**WHAT IS NEEDED**
Using the material below, print a verbatim copy of every line from the one containing "Reproduce this screenshot" through the one containing "</defs></svg>", inclusive, and omit the pictures.
--- start SUPPLIED DATA ---
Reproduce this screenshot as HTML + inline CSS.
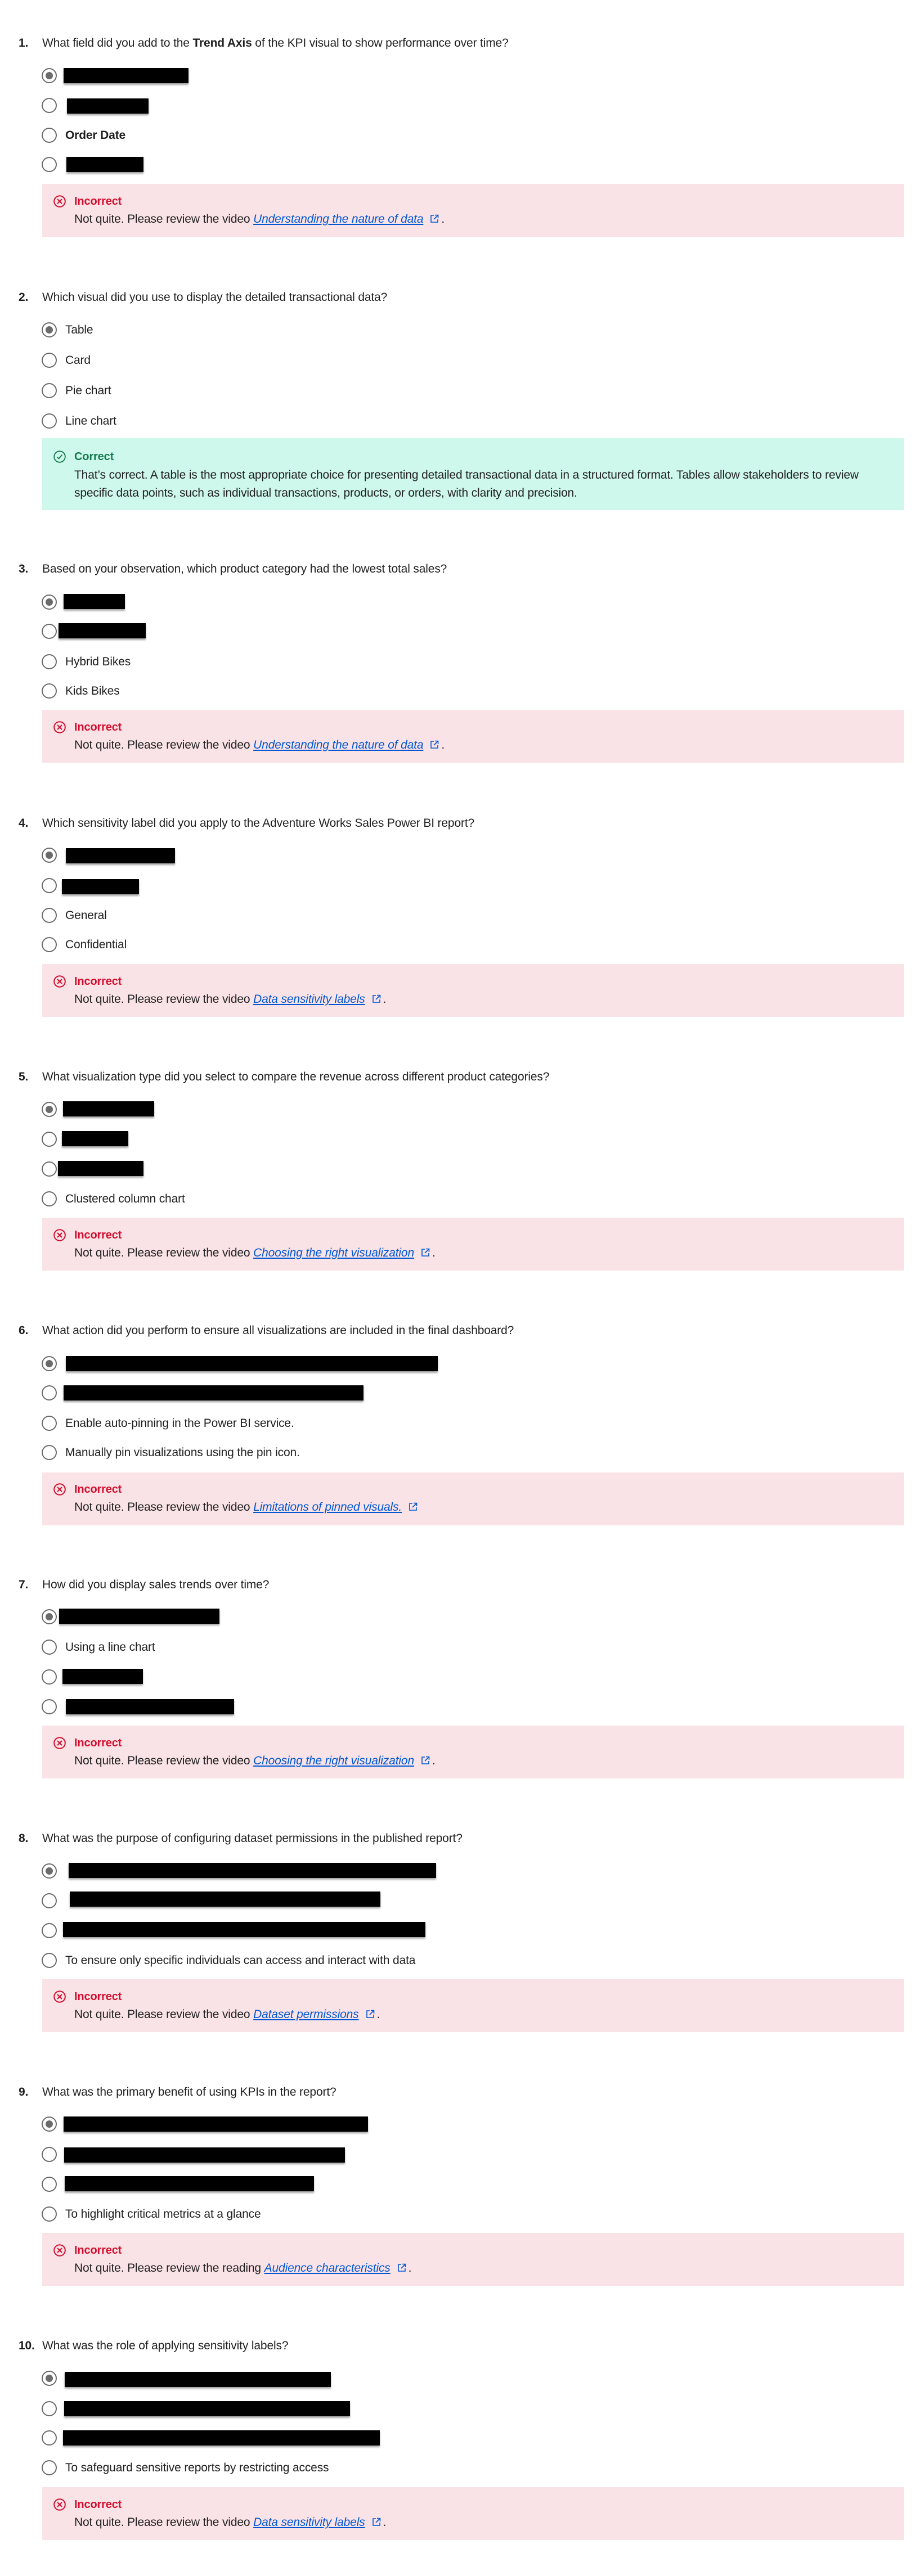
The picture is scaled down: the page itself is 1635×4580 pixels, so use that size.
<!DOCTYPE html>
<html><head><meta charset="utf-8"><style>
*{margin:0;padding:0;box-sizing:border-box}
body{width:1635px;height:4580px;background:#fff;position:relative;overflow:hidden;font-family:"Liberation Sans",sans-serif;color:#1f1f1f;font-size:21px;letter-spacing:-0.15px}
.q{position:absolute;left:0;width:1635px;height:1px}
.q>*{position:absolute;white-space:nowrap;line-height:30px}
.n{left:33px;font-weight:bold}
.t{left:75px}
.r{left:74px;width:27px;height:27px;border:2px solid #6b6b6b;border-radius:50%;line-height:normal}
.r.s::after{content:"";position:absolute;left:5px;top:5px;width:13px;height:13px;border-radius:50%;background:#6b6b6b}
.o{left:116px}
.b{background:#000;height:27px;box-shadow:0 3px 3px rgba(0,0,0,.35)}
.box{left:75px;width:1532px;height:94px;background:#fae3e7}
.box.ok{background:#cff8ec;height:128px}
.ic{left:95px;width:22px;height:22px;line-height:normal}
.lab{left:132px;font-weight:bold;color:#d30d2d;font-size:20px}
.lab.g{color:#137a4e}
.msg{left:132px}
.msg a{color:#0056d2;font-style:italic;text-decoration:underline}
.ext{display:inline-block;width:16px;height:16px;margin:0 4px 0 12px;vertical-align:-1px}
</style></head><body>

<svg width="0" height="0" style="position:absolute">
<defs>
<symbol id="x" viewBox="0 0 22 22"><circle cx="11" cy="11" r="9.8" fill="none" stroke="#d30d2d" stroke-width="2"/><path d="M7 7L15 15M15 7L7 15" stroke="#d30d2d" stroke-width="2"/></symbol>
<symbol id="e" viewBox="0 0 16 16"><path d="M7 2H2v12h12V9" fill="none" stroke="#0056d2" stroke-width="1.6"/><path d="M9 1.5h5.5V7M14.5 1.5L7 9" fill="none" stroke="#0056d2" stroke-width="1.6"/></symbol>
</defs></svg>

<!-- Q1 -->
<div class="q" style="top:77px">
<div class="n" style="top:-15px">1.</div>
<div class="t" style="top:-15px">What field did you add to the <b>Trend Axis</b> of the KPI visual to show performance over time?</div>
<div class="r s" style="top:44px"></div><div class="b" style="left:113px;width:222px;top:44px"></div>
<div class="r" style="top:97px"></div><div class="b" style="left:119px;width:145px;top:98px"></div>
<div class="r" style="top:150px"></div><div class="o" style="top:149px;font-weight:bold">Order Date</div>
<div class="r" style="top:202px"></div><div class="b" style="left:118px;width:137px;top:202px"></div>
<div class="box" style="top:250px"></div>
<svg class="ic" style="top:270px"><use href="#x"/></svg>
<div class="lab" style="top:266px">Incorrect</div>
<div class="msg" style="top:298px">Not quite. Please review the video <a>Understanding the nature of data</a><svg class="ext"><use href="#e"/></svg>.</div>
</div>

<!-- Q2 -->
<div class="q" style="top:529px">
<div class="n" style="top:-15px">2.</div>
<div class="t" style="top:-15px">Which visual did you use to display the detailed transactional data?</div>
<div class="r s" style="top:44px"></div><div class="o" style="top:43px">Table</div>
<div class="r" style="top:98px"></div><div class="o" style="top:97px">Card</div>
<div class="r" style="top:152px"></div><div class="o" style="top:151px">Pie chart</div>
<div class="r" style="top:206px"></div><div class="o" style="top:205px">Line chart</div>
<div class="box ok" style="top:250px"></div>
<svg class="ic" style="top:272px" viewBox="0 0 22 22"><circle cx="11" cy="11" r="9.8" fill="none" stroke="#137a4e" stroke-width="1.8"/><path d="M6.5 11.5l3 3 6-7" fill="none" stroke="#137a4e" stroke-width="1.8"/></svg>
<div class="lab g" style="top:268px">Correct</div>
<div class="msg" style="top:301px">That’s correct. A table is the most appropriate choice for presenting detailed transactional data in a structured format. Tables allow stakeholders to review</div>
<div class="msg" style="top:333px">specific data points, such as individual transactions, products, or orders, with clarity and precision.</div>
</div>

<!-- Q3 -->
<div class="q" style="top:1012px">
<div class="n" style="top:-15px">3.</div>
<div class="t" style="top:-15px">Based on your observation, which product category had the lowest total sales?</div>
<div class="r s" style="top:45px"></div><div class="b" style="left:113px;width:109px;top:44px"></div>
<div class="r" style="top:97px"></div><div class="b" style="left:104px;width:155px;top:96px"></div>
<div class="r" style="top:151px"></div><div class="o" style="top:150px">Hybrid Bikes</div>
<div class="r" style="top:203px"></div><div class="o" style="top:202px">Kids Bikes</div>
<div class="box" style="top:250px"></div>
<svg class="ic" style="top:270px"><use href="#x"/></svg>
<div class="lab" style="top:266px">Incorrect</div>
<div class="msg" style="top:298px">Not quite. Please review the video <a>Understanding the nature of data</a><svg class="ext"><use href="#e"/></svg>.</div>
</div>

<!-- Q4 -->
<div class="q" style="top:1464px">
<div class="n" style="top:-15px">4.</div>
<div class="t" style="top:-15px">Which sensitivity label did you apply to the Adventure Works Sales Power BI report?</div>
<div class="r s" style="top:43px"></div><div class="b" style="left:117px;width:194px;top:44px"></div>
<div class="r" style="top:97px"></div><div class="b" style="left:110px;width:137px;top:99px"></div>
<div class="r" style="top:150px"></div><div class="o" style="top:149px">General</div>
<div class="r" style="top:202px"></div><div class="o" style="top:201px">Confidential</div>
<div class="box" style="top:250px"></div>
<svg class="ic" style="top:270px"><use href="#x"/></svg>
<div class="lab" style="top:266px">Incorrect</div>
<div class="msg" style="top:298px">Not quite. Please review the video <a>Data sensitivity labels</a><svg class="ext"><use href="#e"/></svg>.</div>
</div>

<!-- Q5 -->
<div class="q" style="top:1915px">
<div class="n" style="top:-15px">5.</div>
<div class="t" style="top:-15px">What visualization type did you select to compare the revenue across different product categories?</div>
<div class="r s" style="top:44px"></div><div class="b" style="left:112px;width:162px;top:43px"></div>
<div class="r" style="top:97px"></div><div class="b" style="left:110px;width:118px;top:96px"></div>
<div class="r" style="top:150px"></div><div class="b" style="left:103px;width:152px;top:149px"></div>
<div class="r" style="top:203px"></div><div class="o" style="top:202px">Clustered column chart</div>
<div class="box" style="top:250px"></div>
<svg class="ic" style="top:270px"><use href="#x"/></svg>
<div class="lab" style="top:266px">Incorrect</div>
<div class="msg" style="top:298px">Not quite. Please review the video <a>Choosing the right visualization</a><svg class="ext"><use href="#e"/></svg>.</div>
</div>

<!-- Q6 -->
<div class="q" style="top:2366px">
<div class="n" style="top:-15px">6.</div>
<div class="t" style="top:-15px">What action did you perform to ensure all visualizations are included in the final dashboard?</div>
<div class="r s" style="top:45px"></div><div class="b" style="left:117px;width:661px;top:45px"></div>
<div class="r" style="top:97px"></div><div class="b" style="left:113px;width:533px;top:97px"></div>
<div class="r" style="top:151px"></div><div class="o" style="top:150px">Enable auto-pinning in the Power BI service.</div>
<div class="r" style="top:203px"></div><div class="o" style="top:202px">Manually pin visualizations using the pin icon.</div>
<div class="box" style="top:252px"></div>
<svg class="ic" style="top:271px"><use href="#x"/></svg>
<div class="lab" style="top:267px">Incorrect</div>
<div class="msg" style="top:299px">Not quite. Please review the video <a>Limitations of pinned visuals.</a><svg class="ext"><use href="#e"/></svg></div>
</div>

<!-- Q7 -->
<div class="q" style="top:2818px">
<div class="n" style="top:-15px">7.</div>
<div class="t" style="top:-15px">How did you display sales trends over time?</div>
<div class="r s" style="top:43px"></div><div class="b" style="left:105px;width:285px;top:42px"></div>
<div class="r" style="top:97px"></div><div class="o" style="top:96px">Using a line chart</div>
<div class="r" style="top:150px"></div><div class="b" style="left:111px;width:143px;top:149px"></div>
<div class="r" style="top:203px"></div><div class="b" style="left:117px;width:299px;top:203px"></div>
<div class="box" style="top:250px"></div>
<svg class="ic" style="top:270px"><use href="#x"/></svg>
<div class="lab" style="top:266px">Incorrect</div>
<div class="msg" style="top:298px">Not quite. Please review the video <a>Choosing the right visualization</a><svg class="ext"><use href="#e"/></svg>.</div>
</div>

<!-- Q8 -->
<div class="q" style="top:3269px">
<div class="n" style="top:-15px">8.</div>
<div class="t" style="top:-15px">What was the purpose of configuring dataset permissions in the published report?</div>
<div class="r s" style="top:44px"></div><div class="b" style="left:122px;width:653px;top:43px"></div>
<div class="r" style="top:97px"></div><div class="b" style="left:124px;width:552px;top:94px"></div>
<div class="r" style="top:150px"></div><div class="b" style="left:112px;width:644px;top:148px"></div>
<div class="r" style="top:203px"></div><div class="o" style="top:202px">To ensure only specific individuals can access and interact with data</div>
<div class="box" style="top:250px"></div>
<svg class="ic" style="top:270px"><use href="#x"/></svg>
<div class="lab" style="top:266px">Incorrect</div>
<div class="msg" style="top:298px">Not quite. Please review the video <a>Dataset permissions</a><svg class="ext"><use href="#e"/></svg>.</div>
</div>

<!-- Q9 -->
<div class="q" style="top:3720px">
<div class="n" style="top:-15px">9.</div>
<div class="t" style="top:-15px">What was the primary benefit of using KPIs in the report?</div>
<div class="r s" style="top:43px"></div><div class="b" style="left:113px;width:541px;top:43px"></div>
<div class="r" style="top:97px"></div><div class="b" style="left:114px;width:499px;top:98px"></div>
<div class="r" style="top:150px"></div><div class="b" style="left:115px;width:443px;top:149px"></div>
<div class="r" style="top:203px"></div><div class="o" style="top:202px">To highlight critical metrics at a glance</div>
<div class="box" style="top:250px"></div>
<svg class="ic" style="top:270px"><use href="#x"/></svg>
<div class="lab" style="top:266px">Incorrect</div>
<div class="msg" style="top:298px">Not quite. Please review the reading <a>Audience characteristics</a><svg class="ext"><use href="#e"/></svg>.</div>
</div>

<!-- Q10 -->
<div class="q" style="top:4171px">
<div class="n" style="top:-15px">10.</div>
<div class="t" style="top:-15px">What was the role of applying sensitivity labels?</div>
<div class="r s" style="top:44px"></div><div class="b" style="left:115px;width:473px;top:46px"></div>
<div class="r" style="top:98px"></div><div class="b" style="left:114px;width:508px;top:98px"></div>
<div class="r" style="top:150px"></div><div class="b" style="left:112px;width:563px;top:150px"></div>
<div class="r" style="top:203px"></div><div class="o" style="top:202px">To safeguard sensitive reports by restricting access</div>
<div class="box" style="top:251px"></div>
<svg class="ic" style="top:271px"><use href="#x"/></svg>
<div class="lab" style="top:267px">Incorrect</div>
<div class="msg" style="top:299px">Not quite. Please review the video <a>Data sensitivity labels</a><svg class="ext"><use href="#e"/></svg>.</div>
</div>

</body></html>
--- end SUPPLIED DATA ---
--- start SUPPLIED DATA ---
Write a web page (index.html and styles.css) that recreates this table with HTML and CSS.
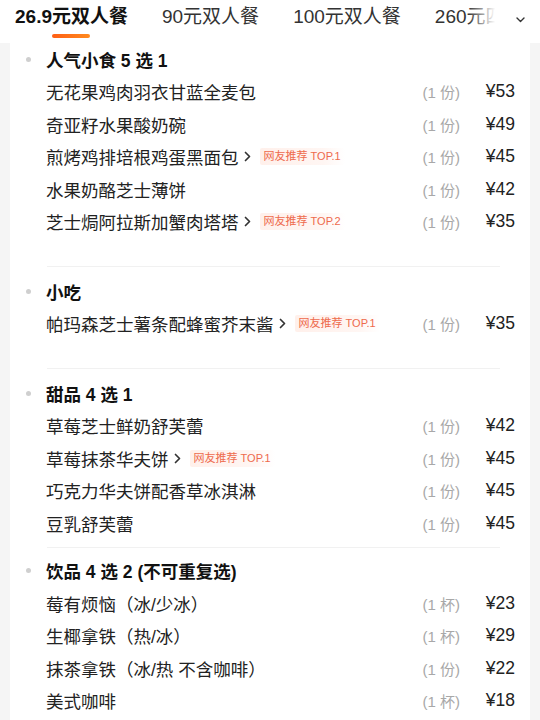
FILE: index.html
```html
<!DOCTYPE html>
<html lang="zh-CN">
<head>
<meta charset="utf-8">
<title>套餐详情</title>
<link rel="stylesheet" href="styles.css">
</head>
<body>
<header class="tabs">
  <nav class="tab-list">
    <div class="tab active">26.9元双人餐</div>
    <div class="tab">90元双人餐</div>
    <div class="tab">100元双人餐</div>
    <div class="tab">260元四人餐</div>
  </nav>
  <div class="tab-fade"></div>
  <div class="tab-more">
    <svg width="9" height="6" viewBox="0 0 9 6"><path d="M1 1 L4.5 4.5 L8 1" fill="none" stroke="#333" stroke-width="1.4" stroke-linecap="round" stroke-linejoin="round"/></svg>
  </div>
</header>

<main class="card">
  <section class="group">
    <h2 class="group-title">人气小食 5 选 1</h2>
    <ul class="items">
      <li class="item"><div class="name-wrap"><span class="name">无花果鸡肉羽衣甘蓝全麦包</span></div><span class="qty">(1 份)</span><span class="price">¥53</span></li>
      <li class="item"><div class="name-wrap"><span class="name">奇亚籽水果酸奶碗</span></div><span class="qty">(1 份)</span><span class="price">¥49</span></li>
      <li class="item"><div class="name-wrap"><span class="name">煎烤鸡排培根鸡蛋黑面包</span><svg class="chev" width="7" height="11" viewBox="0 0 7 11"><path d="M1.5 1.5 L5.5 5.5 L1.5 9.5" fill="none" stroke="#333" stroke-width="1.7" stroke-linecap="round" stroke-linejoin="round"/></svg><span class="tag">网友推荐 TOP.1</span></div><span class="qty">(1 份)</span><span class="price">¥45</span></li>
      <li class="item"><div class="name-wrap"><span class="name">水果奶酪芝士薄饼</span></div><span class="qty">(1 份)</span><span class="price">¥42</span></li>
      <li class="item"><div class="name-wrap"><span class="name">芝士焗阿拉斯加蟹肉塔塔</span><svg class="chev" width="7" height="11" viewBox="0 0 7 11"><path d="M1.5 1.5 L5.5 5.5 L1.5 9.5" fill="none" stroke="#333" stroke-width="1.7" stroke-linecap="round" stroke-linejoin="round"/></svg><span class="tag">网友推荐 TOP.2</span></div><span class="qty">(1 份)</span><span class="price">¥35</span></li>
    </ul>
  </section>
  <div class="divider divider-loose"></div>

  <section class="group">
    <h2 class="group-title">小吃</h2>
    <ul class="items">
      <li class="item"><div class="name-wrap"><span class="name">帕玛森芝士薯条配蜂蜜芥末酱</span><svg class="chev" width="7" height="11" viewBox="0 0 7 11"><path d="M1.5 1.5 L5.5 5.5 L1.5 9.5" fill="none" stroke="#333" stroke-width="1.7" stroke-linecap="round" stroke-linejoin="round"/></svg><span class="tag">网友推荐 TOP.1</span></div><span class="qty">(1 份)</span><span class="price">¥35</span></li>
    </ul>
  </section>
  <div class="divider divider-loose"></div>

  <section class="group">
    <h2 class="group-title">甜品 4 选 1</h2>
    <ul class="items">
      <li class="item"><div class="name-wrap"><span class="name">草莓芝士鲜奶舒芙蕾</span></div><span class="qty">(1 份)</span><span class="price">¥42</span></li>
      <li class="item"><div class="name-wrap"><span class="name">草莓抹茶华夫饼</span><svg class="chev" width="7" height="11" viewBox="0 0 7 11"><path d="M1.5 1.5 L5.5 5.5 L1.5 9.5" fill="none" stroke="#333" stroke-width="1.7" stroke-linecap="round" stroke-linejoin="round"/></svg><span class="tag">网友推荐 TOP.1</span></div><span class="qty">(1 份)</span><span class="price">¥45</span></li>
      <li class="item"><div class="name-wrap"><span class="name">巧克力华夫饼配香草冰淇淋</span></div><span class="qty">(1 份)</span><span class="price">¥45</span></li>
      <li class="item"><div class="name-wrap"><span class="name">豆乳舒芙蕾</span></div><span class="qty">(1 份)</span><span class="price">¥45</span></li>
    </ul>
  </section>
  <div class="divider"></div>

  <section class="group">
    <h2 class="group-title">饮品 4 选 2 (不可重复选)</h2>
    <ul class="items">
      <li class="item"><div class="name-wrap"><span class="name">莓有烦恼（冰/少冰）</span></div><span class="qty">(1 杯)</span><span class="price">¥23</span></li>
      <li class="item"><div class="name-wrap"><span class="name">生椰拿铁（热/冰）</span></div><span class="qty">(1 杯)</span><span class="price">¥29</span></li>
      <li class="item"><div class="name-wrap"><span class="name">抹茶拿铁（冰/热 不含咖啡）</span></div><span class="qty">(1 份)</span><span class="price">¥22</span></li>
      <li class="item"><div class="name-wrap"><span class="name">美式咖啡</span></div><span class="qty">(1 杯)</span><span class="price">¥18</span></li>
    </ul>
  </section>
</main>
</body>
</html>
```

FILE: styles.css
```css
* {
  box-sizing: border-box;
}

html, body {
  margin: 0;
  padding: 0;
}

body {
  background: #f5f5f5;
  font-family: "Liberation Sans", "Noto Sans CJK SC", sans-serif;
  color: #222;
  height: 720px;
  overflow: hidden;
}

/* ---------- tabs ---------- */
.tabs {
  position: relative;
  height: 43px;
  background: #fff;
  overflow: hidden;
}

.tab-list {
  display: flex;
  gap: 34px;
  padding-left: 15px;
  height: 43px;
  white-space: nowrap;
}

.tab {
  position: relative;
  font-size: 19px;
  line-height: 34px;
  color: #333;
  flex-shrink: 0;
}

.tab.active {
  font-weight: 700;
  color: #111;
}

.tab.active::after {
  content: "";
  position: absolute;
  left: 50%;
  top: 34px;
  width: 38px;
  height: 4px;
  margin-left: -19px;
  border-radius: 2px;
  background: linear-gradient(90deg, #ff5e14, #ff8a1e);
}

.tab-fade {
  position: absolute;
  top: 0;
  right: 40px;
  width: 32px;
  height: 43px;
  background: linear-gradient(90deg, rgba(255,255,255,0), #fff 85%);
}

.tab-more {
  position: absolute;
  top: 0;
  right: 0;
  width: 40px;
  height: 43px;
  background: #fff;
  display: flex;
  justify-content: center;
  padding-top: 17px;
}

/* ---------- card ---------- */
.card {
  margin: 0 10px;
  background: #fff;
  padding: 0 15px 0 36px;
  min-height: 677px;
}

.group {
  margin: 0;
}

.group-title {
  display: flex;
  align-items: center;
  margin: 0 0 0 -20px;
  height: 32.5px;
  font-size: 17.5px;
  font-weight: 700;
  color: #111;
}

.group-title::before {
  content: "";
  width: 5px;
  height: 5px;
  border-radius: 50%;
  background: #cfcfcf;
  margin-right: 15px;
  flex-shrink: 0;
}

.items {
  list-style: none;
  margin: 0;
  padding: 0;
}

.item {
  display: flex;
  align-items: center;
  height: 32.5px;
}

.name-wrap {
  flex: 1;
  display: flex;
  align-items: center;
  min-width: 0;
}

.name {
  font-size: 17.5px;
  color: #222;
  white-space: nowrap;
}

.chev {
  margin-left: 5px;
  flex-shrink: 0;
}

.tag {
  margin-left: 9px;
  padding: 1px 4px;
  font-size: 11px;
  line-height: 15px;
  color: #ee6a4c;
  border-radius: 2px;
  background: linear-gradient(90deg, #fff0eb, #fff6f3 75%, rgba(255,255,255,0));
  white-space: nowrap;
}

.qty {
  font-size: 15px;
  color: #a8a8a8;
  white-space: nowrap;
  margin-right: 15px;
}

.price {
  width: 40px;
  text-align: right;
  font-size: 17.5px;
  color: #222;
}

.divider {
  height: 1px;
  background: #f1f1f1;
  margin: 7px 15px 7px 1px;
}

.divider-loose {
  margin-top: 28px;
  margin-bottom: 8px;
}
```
--- end SUPPLIED DATA ---
**WRITTEN SOLUTION**
Reproduce this screenshot as HTML + inline CSS.
The picture is scaled down: the page itself is 1635×4580 pixels, so use that size.
<!DOCTYPE html>
<html><head><meta charset="utf-8"><style>
*{margin:0;padding:0;box-sizing:border-box}
body{width:1635px;height:4580px;background:#fff;position:relative;overflow:hidden;font-family:"Liberation Sans",sans-serif;color:#1f1f1f;font-size:21px;letter-spacing:-0.15px}
.q{position:absolute;left:0;width:1635px;height:1px}
.q>*{position:absolute;white-space:nowrap;line-height:30px}
.n{left:33px;font-weight:bold}
.t{left:75px}
.r{left:74px;width:27px;height:27px;border:2px solid #6b6b6b;border-radius:50%;line-height:normal}
.r.s::after{content:"";position:absolute;left:5px;top:5px;width:13px;height:13px;border-radius:50%;background:#6b6b6b}
.o{left:116px}
.b{background:#000;height:27px;box-shadow:0 3px 3px rgba(0,0,0,.35)}
.box{left:75px;width:1532px;height:94px;background:#fae3e7}
.box.ok{background:#cff8ec;height:128px}
.ic{left:95px;width:22px;height:22px;line-height:normal}
.lab{left:132px;font-weight:bold;color:#d30d2d;font-size:20px}
.lab.g{color:#137a4e}
.msg{left:132px}
.msg a{color:#0056d2;font-style:italic;text-decoration:underline}
.ext{display:inline-block;width:16px;height:16px;margin:0 4px 0 12px;vertical-align:-1px}
</style></head><body>

<svg width="0" height="0" style="position:absolute">
<defs>
<symbol id="x" viewBox="0 0 22 22"><circle cx="11" cy="11" r="9.8" fill="none" stroke="#d30d2d" stroke-width="2"/><path d="M7 7L15 15M15 7L7 15" stroke="#d30d2d" stroke-width="2"/></symbol>
<symbol id="e" viewBox="0 0 16 16"><path d="M7 2H2v12h12V9" fill="none" stroke="#0056d2" stroke-width="1.6"/><path d="M9 1.5h5.5V7M14.5 1.5L7 9" fill="none" stroke="#0056d2" stroke-width="1.6"/></symbol>
</defs></svg>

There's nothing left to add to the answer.